EPSRC Network on Evolvability in Biology & Software Systems

Evolvability, Genetics & Development in Natural and Constructed Systems: Abstracts of the EPSRC Evolvability Network Symposium

Tewin Bury Farm Hotel, Hertfordshire, England, UK
26-28 August 2003


University of Hertfordshire Computer Science Technical Report 389
C. L. Nehaniv, P. J. Bentley & S. Kumar (Editors)

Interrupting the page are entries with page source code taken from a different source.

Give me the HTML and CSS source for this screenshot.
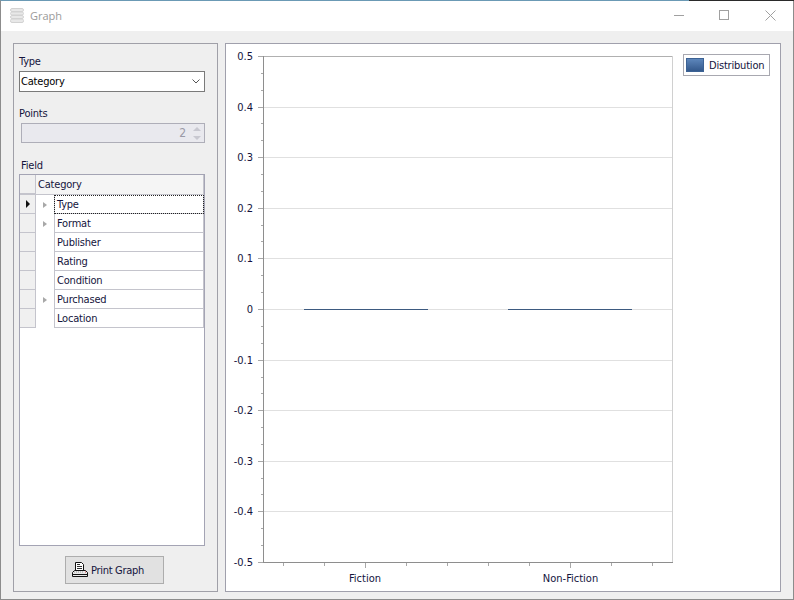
FILE: index.html
```html
<!DOCTYPE html>
<html lang="en">
<head>
<meta charset="utf-8">
<title>Graph</title>
<link rel="stylesheet" href="styles.css">
</head>
<body>
<div class="window">
  <header class="titlebar">
    <svg class="app-icon" width="14" height="15" viewBox="0 0 14 15">
      <rect x="0.5" y="0.5" width="13" height="3" rx="1.5" fill="#e8e8e8" stroke="#d2d2d2"/>
      <rect x="0.5" y="4" width="13" height="3" rx="1.5" fill="#e8e8e8" stroke="#d2d2d2"/>
      <rect x="0.5" y="7.5" width="13" height="3" rx="1.5" fill="#e8e8e8" stroke="#d2d2d2"/>
      <rect x="0.5" y="11" width="13" height="3.5" rx="1.5" fill="#e8e8e8" stroke="#d2d2d2"/>
    </svg>
    <span class="title">Graph</span>
    <div class="controls">
      <svg class="ctl" width="45" height="30" viewBox="0 0 45 30"><path d="M18 14.5h10" stroke="#a0a0a0"/></svg>
      <svg class="ctl" width="45" height="30" viewBox="0 0 45 30"><rect x="18.5" y="9.5" width="9" height="9" fill="none" stroke="#a0a0a0"/></svg>
      <svg class="ctl" width="45" height="30" viewBox="0 0 45 30"><path d="M19.5 9.5l10 10M29.5 9.5l-10 10" stroke="#a0a0a0" fill="none"/></svg>
    </div>
  </header>
  <main class="content">
    <aside class="side">
      <label class="label label-type">Type</label>
      <div class="combo">
        <span>Category</span>
        <svg width="8" height="5" viewBox="0 0 8 5"><path d="M0.5 0.5L4 4l3.5-3.5" fill="none" stroke="#555"/></svg>
      </div>
      <label class="label label-points">Points</label>
      <div class="spin">
        <span class="spin-val">2</span>
        <svg width="8" height="15" viewBox="0 0 8 15"><path d="M4 1l4 4H0zM0 10h8l-4 4z" fill="#c8c8d0"/></svg>
      </div>
      <label class="label label-field">Field</label>
      <div class="grid">
        <div class="grid-head">
          <div class="row-head"></div>
          <div class="head-cell">Category</div>
        </div>
        <div class="grid-row">
          <div class="row-head"><span class="current"></span></div>
          <div class="expander"><span class="tri"></span></div>
          <div class="cell focus">Type</div>
        </div>
        <div class="grid-row">
          <div class="row-head"></div>
          <div class="expander"><span class="tri"></span></div>
          <div class="cell">Format</div>
        </div>
        <div class="grid-row">
          <div class="row-head"></div>
          <div class="expander"></div>
          <div class="cell">Publisher</div>
        </div>
        <div class="grid-row">
          <div class="row-head"></div>
          <div class="expander"></div>
          <div class="cell">Rating</div>
        </div>
        <div class="grid-row">
          <div class="row-head"></div>
          <div class="expander"></div>
          <div class="cell">Condition</div>
        </div>
        <div class="grid-row">
          <div class="row-head"></div>
          <div class="expander"><span class="tri"></span></div>
          <div class="cell">Purchased</div>
        </div>
        <div class="grid-row">
          <div class="row-head"></div>
          <div class="expander"></div>
          <div class="cell">Location</div>
        </div>
      </div>
      <button class="print" type="button">
        <svg width="16" height="16" viewBox="0 0 16 16">
          <path d="M3.5 0.5h6l2 2v6h-8z" fill="#fff" stroke="#111"/>
          <path d="M5 2.5h3M5 4.5h5M5 6.5h5" stroke="#333"/>
          <path d="M2.5 8.5h11l2 2v4h-15v-4z" fill="#e8e8e8" stroke="#111"/>
          <path d="M2 10h10" stroke="#999" stroke-dasharray="1 1"/>
          <path d="M13 10h1" stroke="#c33"/>
          <path d="M1 12.5h14" stroke="#111"/>
        </svg>
        <span>Print Graph</span>
      </button>
    </aside>
    <section class="chart">
      <svg class="plot" width="554" height="546" viewBox="0 0 554 546">
        <g class="grid-lines">
          <path d="M37 63.5h410M37 113.5h410M37 164.5h410M37 214.5h410M37 265.5h410M37 316.5h410M37 366.5h410M37 417.5h410M37 467.5h410"/>
        </g>
        <path class="frame-top" d="M37 12.5h410"/>
        <path class="frame-right" d="M446.5 12v506"/>
        <g class="ticks-major">
          <path d="M32 12.5h5M32 63.5h5M32 113.5h5M32 164.5h5M32 214.5h5M32 265.5h5M32 316.5h5M32 366.5h5M32 417.5h5M32 467.5h5M32 518.5h5"/>
          <path d="M139.5 519v5M344.5 519v5"/>
        </g>
        <g class="ticks-minor">
          <path d="M35 29.5h2M35 46.5h2M35 79.5h2M35 96.5h2M35 130.5h2M35 147.5h2M35 181.5h2M35 197.5h2M35 231.5h2M35 248.5h2M35 282.5h2M35 299.5h2M35 333.5h2M35 349.5h2M35 383.5h2M35 400.5h2M35 434.5h2M35 450.5h2M35 484.5h2M35 501.5h2"/>
          <path d="M57.5 519v3M98.5 519v3M180.5 519v3M221.5 519v3M262.5 519v3M303.5 519v3M385.5 519v3M426.5 519v3"/>
        </g>
        <path class="axis" d="M37.5 12v507M37 518.5h410"/>
        <path class="bar" d="M78 265.5h124M282 265.5h124"/>
        <g class="y-labels">
          <text x="27" y="16">0.5</text>
          <text x="27" y="67">0.4</text>
          <text x="27" y="117">0.3</text>
          <text x="27" y="168">0.2</text>
          <text x="27" y="218">0.1</text>
          <text x="27" y="269">0</text>
          <text x="27" y="320">-0.1</text>
          <text x="27" y="370">-0.2</text>
          <text x="27" y="421">-0.3</text>
          <text x="27" y="471">-0.4</text>
          <text x="27" y="522">-0.5</text>
        </g>
        <g class="x-labels">
          <text x="139" y="538">Fiction</text>
          <text x="344.5" y="538">Non-Fiction</text>
        </g>
      </svg>
      <div class="legend">
        <span class="swatch"></span>
        <span>Distribution</span>
      </div>
    </section>
  </main>
</div>
</body>
</html>
```

FILE: styles.css
```css
* { box-sizing: border-box; }
html, body { margin: 0; padding: 0; background: #fff; overflow: hidden; }
body {
  width: 794px;
  height: 600px;
  font-family: "DejaVu Sans Condensed", "Liberation Sans", Arial, sans-serif;
  font-size: 11px;
  letter-spacing: -0.2px;
  color: #14143c;
}

.window {
  width: 794px;
  height: 600px;
  border-top: 1px solid #6b9ab5;
  border-image: none;
  border-left: 1px solid #8c8c8c;
  border-right: 1px solid #8c8c8c;
  border-bottom: 1px solid #8c8c8c;
  display: flex;
  flex-direction: column;
  background: #efefef;
  position: relative;
}
.window::before {
  content: "";
  position: absolute;
  top: -1px;
  left: 688px;
  right: -1px;
  height: 1px;
  background: #2a2a2a;
}

.titlebar {
  height: 30px;
  background: #fff;
  display: flex;
  align-items: center;
  padding-left: 9px;
  flex: none;
}
.app-icon { margin-top: -1px; }
.title {
  margin-left: 6px;
  padding-bottom: 1px;
  font-family: "Open Sans", sans-serif;
  font-size: 11px;
  letter-spacing: 0;
  color: #9a9a9a;
}
.controls { margin-left: auto; margin-right: 2px; display: flex; }
.ctl { display: block; }

.content {
  flex: 1;
  display: flex;
  gap: 7px;
  padding: 12px 12px 7px 12px;
  min-height: 0;
}

.side {
  width: 205px;
  border: 1px solid #a0a0a8;
  padding: 0 12px 0 5px;
  display: flex;
  flex-direction: column;
}
.label { display: block; line-height: 13px; color: #14143c; }
.label-type { margin-top: 11px; }
.combo {
  margin-top: 3px;
  height: 21px;
  background: #fff;
  border: 1px solid #7a7a7a;
  display: flex;
  align-items: center;
  justify-content: space-between;
  padding: 0 4px 1px 1px;
  color: #000;
}
.label-points { margin-top: 15px; }
.spin {
  margin: 3px 0 0 2px;
  height: 20px;
  background: #e9e9ee;
  border: 1px solid #aeaeb8;
  display: flex;
  align-items: center;
  justify-content: flex-end;
  gap: 7px;
  padding-right: 3px;
  color: #9a9aa6;
  font-size: 12px;
}
.label-field { margin: 16px 0 0 2px; }

.grid {
  margin-top: 2px;
  height: 372px;
  background: #fff;
  border: 1px solid #a4a4b4;
}
.grid-head {
  height: 20px;
  display: flex;
  background: #f5f5f5;
  border-bottom: 1px solid #c4c4cc;
  border-right: 1px solid #c4c4cc;
}
.grid-head .row-head { height: 19px; background: #f0f0f0; }
.head-cell { padding: 1px 2px 0; line-height: 18px; color: #14143c; }
.grid-row { height: 19px; display: flex; }
.row-head {
  width: 16px;
  flex: none;
  background: #f0f0f0;
  border-right: 1px solid #c4c4cc;
  border-bottom: 1px solid #c4c4cc;
  display: flex;
  align-items: center;
  justify-content: center;
}
.expander {
  width: 18px;
  flex: none;
  display: flex;
  align-items: center;
  justify-content: center;
  padding-right: 1px;
}
.cell {
  flex: 1;
  border-left: 1px solid #c4c4cc;
  border-right: 1px solid #c4c4cc;
  border-bottom: 1px solid #c4c4cc;
  padding: 1px 2px 0;
  line-height: 18px;
  color: #14143c;
}
.cell.focus { outline: 1px dotted #222; outline-offset: -1px; }
.tri {
  width: 0; height: 0;
  border-style: solid;
  border-width: 3.5px 0 3.5px 4px;
  border-color: transparent transparent transparent #a8a8a8;
}
.current {
  width: 0; height: 0;
  border-style: solid;
  border-width: 4px 0 4px 4px;
  border-color: transparent transparent transparent #111;
}

.print {
  align-self: flex-start;
  margin: 10px 0 0 46px;
  width: 99px;
  height: 28px;
  padding: 0 0 0 6px;
  background: #e1e1e1;
  border: 1px solid #adadad;
  display: flex;
  align-items: center;
  gap: 3px;
  font: inherit;
  letter-spacing: -0.3px;
  color: #14143c;
}

.chart {
  width: 556px;
  background: #fff;
  border: 1px solid #a0a0ac;
  display: flex;
  position: relative;
}
.plot { display: block; }
.plot path { fill: none; }
.grid-lines path { stroke: #e0e0e0; }
.frame-top { stroke: #b0b0b0; }
.frame-right { stroke: #d0d0d0; }
.axis { stroke: #8e8e8e; }
.ticks-major path, .ticks-minor path { stroke: #a8a8a8; }
.bar { stroke: #3d5a80; }
.plot text {
  font-family: "DejaVu Sans Condensed", "Liberation Sans", Arial, sans-serif;
  font-size: 11px;
  letter-spacing: 0;
  fill: #14143c;
}
.y-labels text { text-anchor: end; }
.x-labels text { text-anchor: middle; }

.legend {
  position: absolute;
  left: 457px;
  top: 10px;
  width: 87px;
  height: 22px;
  background: #fff;
  border: 1px solid #a8a8b0;
  display: flex;
  align-items: center;
  gap: 5px;
  padding-left: 2px;
  color: #14143c;
}
.swatch {
  width: 18px;
  height: 14px;
  border: 1px solid #3c6294;
  background: linear-gradient(#5d86bb, #34598c);
}
```
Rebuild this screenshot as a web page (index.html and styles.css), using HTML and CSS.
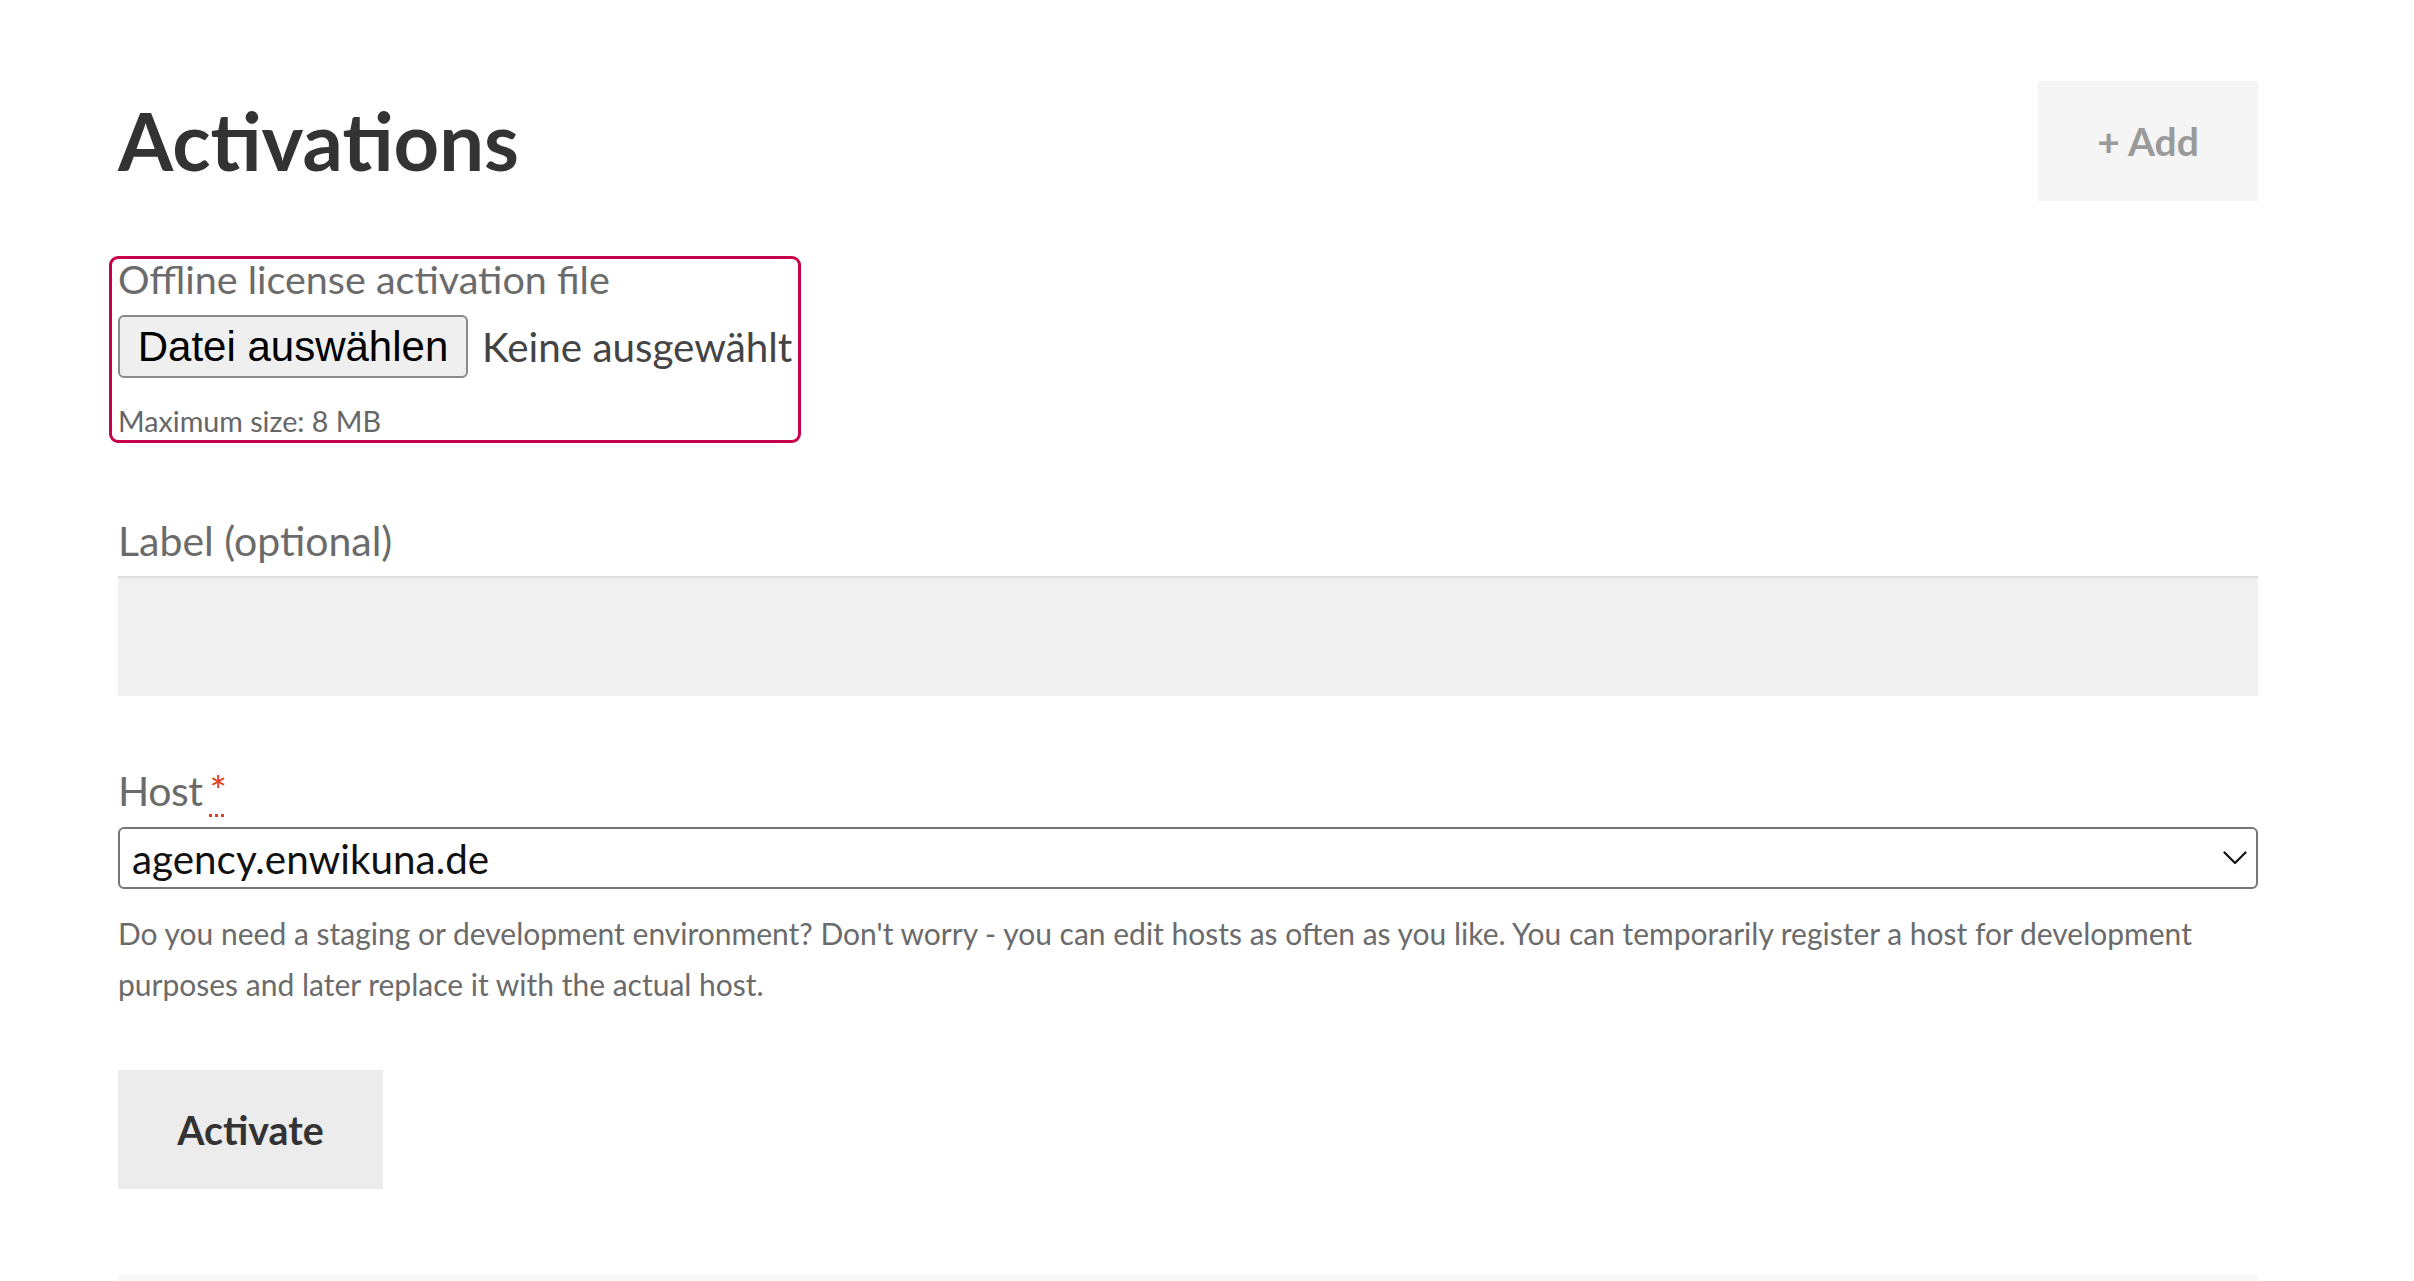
FILE: index.html
```html
<!DOCTYPE html>
<html lang="en">
<head>
<meta charset="utf-8">
<title>Activations</title>
<link rel="stylesheet" href="styles.css">
</head>
<body>
<main class="page">
  <header class="page-head">
    <h1 class="title">Activations</h1>
    <button class="btn-add" type="button">+ Add</button>
  </header>

  <form class="form">
    <div class="file-box">
      <label class="label label-file">Offline license activation file</label>
      <div class="file-row">
        <button class="file-btn" type="button">Datei auswählen</button>
        <span class="file-name">Keine ausgewählt</span>
      </div>
      <small class="hint">Maximum size: 8 MB</small>
    </div>

    <div class="field field-label">
      <label class="label" for="lbl">Label (optional)</label>
      <input class="text-input" id="lbl" type="text">
    </div>

    <div class="field field-host">
      <label class="label label-host" for="host">Host <abbr class="req" title="required">*</abbr></label>
      <div class="select-wrap">
        <select class="select" id="host">
          <option>agency.enwikuna.de</option>
        </select>
        <svg class="chev" width="24" height="14" viewBox="0 0 24 14"><path d="M1.5 1.5 L12 12 L22.5 1.5" fill="none" stroke="#111" stroke-width="2.2" stroke-linecap="round" stroke-linejoin="round"/></svg>
      </div>
      <p class="help">Do you need a staging or development environment? Don't worry - you can edit hosts as often as you like. You can temporarily register a host for development purposes and later replace it with the actual host.</p>
    </div>

    <button class="btn-activate" type="button">Activate</button>
  </form>

  <div class="next-band"></div>
</main>
</body>
</html>
```

FILE: styles.css
```css
* { box-sizing: border-box; }

html, body {
  margin: 0;
  padding: 0;
  background: #fff;
  font-family: "Lato", "Noto Sans", sans-serif;
  overflow: hidden;
}

.page {
  width: 2140px;
  margin: 0 0 0 118px;
  padding-top: 81px;
}

.page-head {
  display: flex;
  justify-content: space-between;
  align-items: center;
  height: 120px;
}

.title {
  margin: 0;
  font-size: 79.5px;
  font-weight: 700;
  line-height: 1;
  color: #333;
}

.btn-add {
  width: 220px;
  height: 120px;
  border: 0;
  background: #f5f5f5;
  color: #9a9a9a;
  font-family: inherit;
  font-size: 39px;
  font-weight: 700;
  padding: 0;
}

.form {
  display: flex;
  flex-direction: column;
  align-items: stretch;
}

.file-box {
  display: flex;
  flex-direction: column;
  align-items: flex-start;
  width: fit-content;
  margin-top: 55px;
  margin-left: -9px;
  padding: 2px 6px 4px 6px;
  border: 3px solid #c8004c;
  border-radius: 9px;
}

.label {
  display: block;
  font-size: 41px;
  line-height: 46px;
  color: #6b6b6b;
}

.label-file {
  font-size: 39.5px;
  line-height: 36px;
}

.label-host {
  letter-spacing: -0.5px;
}

.file-row {
  display: flex;
  align-items: center;
  gap: 14px;
  margin-top: 18px;
}

.file-btn {
  width: 350px;
  height: 63px;
  padding: 0;
  border: 2px solid #8a8a8a;
  border-radius: 6px;
  background: #efefef;
  color: #000;
  font-family: "Liberation Sans", Arial, sans-serif;
  font-size: 42px;
}

.file-name {
  font-size: 40.4px;
  color: #444;
}

.hint {
  display: block;
  margin-top: 28px;
  font-size: 28.7px;
  line-height: 30px;
  color: #666;
}

.field-label {
  margin-top: 75px;
}

.field-host {
  margin-top: 72px;
}

.field .label {
  margin-bottom: 12px;
}

.field .label-host {
  margin-bottom: 13px;
}

.text-input {
  display: block;
  width: 100%;
  height: 120px;
  border: 0;
  background: #f1f1f1;
  box-shadow: inset 0 3px 2px -1px #dcdcdc;
  font-family: inherit;
  font-size: 36px;
  padding: 0 14px;
}

.req {
  margin-left: -3px;
  color: #e2401c;
  text-decoration: underline dotted #e2401c;
  text-underline-offset: 8px;
  text-decoration-thickness: 3px;
}

.select-wrap {
  position: relative;
}

.select {
  display: block;
  width: 100%;
  height: 62px;
  margin: 0;
  padding: 0 60px 0 12px;
  border: 2px solid #767676;
  border-radius: 6px;
  background: #fff;
  color: #111;
  font-family: inherit;
  font-size: 40.4px;
  appearance: none;
  -webkit-appearance: none;
}

.chev {
  position: absolute;
  right: 11px;
  top: 24px;
}

.help {
  margin: 19px 0 0;
  font-size: 30px;
  line-height: 51px;
  color: #6b6b6b;
}

.btn-activate {
  align-self: flex-start;
  width: 265px;
  height: 119px;
  margin-top: 60px;
  border: 0;
  background: #ececec;
  color: #333;
  font-family: inherit;
  font-size: 39.3px;
  font-weight: 700;
  padding: 0;
}

.next-band {
  height: 40px;
  margin-top: 85px;
  background: #f8f8f8;
}
```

Cell Wall Development in Diatoms - The Challenge to Understanding Pattern Control in a Unicell

Cell Wall Development in Diatoms - The Challenge to Understanding Pattern Control in a Unicell

EILEEN J. COX

Department of Botany, The Natural History Museum, Cromwell Road, London, SW7 5BD
United Kingdom

E.J.Cox@nhm.ac.uk


Diatoms are renowned for the possession of symmetrical, regularly patterned, silica cell walls, whose beauty has fascinated microscopists for over 150 years. Yet the biological pathways determining that pattern remain obscure. Similarly, the interaction between genetics and environment remains poorly understood and in many cases even intrinsic morphological variability due to size reduction is undocumented. Yet the very diversity and regularity of wall structure offers a possibly unique opportunity to investigate the relationships between genetics, gene expression, cell biology and environment in the formation of an inorganic structure by a unicellular protist. This talk will review the current state of knowledge about the cell biology of diatom cell wall morphogenesis. The diversity of wall structure between diatom genera offers an opportunity to determine whether different cellular components are involved with the formation of different structures, while variability in degree of development or arrangement of homologous structures within genera would allow the fine control of pattern to be investigated. It will also seek to illustrate some of the intrinsic morphological variability within species and how the peculiarities of the diatom life cycle may be exploited to understand pattern setting and control. Some of the more interesting issues include polarity setting, colony formation or break-up, and environmentally induced morphological variation: 1. Diatoms may exhibit an inherent polar asymmetry that is set de novo after sexual reproduction, whereas others are structurally symmetrical, but facultatively heteropolar. 2. Some species may exhibit morphological variability in response to changes in environmental conditions, and occasionally this can be dramatically demonstrated by the occurrence in a single cell of valves that would normally be identified as separate species. 3. Although intrinsically unicellular, some diatoms can form colonies in which cells are normally linked by interlocking spines, but intermittently able to separate by changing the shape of the spines. 4. Others may alternate between a potentially motile life-style and a non-motile one by modifying wall morphology.